» WRITTEN INSTRUCTION
Using the data below, output the first line and every line after it up to and including the line containing "import clsx from", exactly as written and with nothing added.

» INFORMATION SHOWN
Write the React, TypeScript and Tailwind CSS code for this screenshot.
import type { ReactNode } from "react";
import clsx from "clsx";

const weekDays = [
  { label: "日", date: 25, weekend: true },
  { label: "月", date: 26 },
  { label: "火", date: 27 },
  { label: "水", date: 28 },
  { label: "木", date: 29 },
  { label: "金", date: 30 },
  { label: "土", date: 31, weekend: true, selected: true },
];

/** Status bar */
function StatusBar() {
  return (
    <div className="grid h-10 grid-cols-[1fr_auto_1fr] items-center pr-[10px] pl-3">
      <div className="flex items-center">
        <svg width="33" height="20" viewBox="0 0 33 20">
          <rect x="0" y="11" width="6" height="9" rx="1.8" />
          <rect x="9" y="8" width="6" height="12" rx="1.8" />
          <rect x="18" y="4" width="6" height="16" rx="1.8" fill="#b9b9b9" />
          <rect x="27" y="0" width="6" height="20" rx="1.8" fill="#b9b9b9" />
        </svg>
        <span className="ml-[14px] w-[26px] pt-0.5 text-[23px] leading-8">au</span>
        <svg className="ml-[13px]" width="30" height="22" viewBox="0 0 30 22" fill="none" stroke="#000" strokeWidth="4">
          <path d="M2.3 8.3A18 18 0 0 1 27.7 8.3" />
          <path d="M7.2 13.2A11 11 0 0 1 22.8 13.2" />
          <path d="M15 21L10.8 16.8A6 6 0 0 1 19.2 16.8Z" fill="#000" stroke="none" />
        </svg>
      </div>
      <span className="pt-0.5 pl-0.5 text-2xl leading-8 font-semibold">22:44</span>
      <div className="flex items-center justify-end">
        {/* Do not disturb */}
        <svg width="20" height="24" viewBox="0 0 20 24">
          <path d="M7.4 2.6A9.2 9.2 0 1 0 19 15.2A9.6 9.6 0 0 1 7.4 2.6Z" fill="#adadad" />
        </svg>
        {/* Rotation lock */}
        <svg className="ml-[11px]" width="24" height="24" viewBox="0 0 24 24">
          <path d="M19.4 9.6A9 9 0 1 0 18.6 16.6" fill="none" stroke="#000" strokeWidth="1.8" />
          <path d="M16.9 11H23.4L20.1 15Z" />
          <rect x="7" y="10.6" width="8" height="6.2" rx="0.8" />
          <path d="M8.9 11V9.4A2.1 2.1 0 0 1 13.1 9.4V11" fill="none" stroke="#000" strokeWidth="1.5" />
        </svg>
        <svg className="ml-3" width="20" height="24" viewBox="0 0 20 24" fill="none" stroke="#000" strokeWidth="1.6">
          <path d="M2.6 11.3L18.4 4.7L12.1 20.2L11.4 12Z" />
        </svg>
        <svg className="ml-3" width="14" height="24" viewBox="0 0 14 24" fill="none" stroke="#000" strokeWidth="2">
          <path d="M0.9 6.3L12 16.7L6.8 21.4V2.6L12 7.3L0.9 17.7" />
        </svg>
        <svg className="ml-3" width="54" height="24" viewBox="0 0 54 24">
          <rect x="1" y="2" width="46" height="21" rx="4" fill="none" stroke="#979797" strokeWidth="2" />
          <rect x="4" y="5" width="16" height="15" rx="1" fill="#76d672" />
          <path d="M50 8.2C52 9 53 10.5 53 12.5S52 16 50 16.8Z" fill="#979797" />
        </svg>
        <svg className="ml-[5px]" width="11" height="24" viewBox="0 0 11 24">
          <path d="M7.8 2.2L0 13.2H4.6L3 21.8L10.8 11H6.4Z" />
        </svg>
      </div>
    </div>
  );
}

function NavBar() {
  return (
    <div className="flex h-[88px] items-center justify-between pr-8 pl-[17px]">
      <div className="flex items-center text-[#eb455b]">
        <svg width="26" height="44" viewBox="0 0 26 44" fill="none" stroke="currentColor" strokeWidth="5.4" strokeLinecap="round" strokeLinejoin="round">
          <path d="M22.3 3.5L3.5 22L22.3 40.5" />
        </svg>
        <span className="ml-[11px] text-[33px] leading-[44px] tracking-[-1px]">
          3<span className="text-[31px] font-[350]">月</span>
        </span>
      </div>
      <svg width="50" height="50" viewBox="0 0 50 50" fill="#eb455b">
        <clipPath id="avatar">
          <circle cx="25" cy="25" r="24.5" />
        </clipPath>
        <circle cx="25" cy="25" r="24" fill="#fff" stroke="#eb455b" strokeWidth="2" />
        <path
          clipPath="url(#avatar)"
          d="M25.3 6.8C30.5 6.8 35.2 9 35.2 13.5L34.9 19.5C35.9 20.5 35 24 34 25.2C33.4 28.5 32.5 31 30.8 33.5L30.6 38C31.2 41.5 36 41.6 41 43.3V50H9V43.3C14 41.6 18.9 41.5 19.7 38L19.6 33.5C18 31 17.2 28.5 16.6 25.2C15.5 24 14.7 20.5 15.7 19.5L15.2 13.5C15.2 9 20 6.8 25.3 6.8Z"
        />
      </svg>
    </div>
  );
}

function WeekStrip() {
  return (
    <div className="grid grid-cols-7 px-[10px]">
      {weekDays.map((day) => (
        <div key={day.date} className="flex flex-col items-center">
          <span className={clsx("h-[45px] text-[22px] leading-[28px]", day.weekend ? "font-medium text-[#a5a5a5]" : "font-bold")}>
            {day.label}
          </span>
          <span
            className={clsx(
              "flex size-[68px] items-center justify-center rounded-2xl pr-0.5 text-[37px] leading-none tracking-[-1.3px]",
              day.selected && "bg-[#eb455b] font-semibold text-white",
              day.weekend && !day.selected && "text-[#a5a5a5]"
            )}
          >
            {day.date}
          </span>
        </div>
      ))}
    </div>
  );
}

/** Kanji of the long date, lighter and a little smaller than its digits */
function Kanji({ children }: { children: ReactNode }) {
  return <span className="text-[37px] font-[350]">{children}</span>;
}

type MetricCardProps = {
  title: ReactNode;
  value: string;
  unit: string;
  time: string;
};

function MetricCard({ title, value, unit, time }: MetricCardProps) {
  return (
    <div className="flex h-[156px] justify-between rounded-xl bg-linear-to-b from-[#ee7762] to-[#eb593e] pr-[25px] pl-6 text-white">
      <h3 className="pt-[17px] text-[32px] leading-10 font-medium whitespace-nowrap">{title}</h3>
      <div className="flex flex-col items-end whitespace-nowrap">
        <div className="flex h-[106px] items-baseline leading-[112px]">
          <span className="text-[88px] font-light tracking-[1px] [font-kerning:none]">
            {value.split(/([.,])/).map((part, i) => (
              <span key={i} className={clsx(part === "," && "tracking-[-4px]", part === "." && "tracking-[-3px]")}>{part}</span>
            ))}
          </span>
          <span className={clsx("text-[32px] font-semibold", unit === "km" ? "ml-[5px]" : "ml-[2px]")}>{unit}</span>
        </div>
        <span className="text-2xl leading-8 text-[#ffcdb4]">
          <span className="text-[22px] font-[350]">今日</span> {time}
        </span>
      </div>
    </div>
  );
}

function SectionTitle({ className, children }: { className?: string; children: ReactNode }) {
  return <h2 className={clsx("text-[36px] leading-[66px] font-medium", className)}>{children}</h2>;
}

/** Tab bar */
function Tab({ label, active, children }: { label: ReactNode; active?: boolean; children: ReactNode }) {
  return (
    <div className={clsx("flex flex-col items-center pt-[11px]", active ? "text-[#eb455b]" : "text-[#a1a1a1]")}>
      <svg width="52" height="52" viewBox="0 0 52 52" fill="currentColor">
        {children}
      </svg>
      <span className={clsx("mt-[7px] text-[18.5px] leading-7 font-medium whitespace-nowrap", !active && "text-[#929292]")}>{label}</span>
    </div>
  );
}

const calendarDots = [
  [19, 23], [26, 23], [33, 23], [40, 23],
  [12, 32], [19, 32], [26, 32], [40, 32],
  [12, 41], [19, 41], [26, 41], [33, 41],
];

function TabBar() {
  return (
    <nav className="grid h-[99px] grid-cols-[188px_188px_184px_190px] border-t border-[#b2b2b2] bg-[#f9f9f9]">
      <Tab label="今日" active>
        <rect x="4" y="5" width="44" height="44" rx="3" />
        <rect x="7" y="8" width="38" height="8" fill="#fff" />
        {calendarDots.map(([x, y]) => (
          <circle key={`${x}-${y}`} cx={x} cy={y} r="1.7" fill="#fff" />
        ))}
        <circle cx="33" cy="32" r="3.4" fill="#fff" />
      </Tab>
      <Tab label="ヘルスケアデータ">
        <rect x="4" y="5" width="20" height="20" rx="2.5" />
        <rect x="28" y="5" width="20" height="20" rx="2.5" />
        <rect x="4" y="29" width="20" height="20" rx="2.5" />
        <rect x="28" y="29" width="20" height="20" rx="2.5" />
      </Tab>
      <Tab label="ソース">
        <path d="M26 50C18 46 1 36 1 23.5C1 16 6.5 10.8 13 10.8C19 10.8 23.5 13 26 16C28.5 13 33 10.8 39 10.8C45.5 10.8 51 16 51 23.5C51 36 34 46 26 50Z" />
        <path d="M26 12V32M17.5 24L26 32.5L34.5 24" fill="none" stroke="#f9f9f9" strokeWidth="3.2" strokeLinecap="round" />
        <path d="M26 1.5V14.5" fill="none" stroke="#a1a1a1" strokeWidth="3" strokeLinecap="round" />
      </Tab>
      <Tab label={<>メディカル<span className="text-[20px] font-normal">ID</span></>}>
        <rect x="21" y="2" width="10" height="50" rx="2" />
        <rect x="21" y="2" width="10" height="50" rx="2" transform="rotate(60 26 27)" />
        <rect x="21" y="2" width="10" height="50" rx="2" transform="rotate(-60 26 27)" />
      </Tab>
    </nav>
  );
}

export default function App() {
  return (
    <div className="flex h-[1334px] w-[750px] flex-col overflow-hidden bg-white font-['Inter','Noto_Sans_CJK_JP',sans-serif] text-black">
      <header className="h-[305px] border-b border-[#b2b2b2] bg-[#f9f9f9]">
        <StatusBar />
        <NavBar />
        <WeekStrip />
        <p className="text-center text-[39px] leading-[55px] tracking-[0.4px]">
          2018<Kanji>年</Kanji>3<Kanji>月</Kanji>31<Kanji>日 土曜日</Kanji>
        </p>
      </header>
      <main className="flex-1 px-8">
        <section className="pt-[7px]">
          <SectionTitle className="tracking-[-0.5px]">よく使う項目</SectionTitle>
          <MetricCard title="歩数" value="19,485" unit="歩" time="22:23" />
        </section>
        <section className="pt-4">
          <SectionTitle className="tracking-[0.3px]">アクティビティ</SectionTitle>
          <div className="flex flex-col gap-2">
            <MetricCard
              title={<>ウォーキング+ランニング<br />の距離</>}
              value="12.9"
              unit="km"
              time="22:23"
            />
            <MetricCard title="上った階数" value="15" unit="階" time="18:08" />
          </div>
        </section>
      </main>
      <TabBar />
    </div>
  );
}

» ANSWER IN FULL
Write the React, TypeScript and Tailwind CSS code for this screenshot.
import type { ReactNode } from "react";
import clsx from "clsx";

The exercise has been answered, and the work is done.